(Written task):
Keep the pictures out and restate every record exactly.

Interface markup and scripts
○ ○ ○ ○ ○ ○ ○

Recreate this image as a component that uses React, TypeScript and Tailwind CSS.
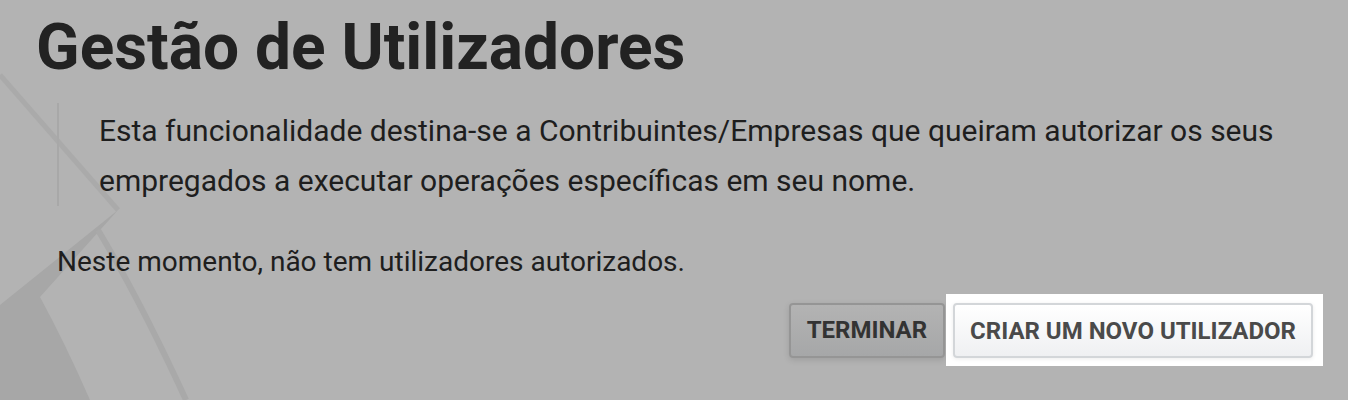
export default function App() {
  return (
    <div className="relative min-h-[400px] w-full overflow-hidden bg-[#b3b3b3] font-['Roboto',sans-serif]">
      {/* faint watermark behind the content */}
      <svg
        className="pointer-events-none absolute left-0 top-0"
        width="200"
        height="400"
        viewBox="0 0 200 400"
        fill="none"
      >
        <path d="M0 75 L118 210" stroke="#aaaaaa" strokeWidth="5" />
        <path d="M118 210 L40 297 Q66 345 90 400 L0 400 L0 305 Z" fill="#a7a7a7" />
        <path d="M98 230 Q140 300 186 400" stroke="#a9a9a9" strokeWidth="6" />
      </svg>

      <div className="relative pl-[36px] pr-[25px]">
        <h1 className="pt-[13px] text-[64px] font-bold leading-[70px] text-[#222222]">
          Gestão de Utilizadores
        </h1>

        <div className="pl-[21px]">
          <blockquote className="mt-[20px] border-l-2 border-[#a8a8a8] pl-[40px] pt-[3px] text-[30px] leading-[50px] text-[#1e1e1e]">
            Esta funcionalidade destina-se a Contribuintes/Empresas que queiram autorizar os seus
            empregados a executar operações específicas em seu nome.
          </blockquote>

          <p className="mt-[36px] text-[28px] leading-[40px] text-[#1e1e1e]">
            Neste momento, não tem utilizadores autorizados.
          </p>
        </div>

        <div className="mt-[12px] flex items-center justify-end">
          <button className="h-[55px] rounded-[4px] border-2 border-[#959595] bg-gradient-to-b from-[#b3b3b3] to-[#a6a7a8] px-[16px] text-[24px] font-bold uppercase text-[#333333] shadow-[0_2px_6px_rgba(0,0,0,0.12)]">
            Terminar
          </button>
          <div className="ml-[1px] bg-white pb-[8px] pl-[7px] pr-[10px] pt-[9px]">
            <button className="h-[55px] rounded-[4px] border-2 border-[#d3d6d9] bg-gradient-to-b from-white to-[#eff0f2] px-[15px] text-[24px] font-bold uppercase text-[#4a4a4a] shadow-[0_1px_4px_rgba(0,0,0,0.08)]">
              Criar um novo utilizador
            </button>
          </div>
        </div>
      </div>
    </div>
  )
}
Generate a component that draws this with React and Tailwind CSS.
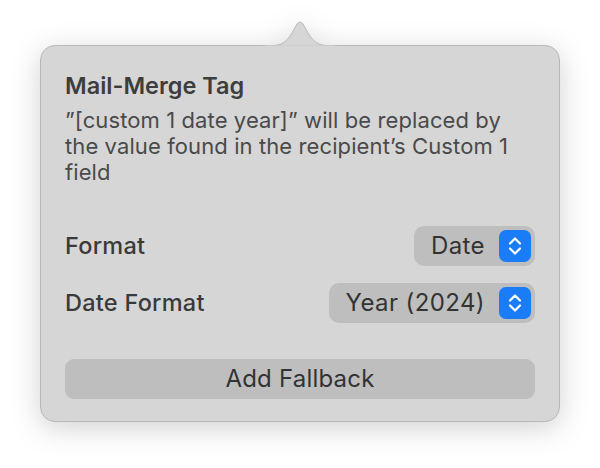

○ ○ ○ ○ ○ ○ ○

(Exercise result):
Recreate this image as a component that uses React, TypeScript and Tailwind CSS.
export default function App() {
  return (
    <div className="relative min-h-[400px] w-full overflow-hidden bg-[#b3b3b3] font-['Roboto',sans-serif]">
      {/* faint watermark behind the content */}
      <svg
        className="pointer-events-none absolute left-0 top-0"
        width="200"
        height="400"
        viewBox="0 0 200 400"
        fill="none"
      >
        <path d="M0 75 L118 210" stroke="#aaaaaa" strokeWidth="5" />
        <path d="M118 210 L40 297 Q66 345 90 400 L0 400 L0 305 Z" fill="#a7a7a7" />
        <path d="M98 230 Q140 300 186 400" stroke="#a9a9a9" strokeWidth="6" />
      </svg>

      <div className="relative pl-[36px] pr-[25px]">
        <h1 className="pt-[13px] text-[64px] font-bold leading-[70px] text-[#222222]">
          Gestão de Utilizadores
        </h1>

        <div className="pl-[21px]">
          <blockquote className="mt-[20px] border-l-2 border-[#a8a8a8] pl-[40px] pt-[3px] text-[30px] leading-[50px] text-[#1e1e1e]">
            Esta funcionalidade destina-se a Contribuintes/Empresas que queiram autorizar os seus
            empregados a executar operações específicas em seu nome.
          </blockquote>

          <p className="mt-[36px] text-[28px] leading-[40px] text-[#1e1e1e]">
            Neste momento, não tem utilizadores autorizados.
          </p>
        </div>

        <div className="mt-[12px] flex items-center justify-end">
          <button className="h-[55px] rounded-[4px] border-2 border-[#959595] bg-gradient-to-b from-[#b3b3b3] to-[#a6a7a8] px-[16px] text-[24px] font-bold uppercase text-[#333333] shadow-[0_2px_6px_rgba(0,0,0,0.12)]">
            Terminar
          </button>
          <div className="ml-[1px] bg-white pb-[8px] pl-[7px] pr-[10px] pt-[9px]">
            <button className="h-[55px] rounded-[4px] border-2 border-[#d3d6d9] bg-gradient-to-b from-white to-[#eff0f2] px-[15px] text-[24px] font-bold uppercase text-[#4a4a4a] shadow-[0_1px_4px_rgba(0,0,0,0.08)]">
              Criar um novo utilizador
            </button>
          </div>
        </div>
      </div>
    </div>
  )
}
Generate a component that draws this with React and Tailwind CSS.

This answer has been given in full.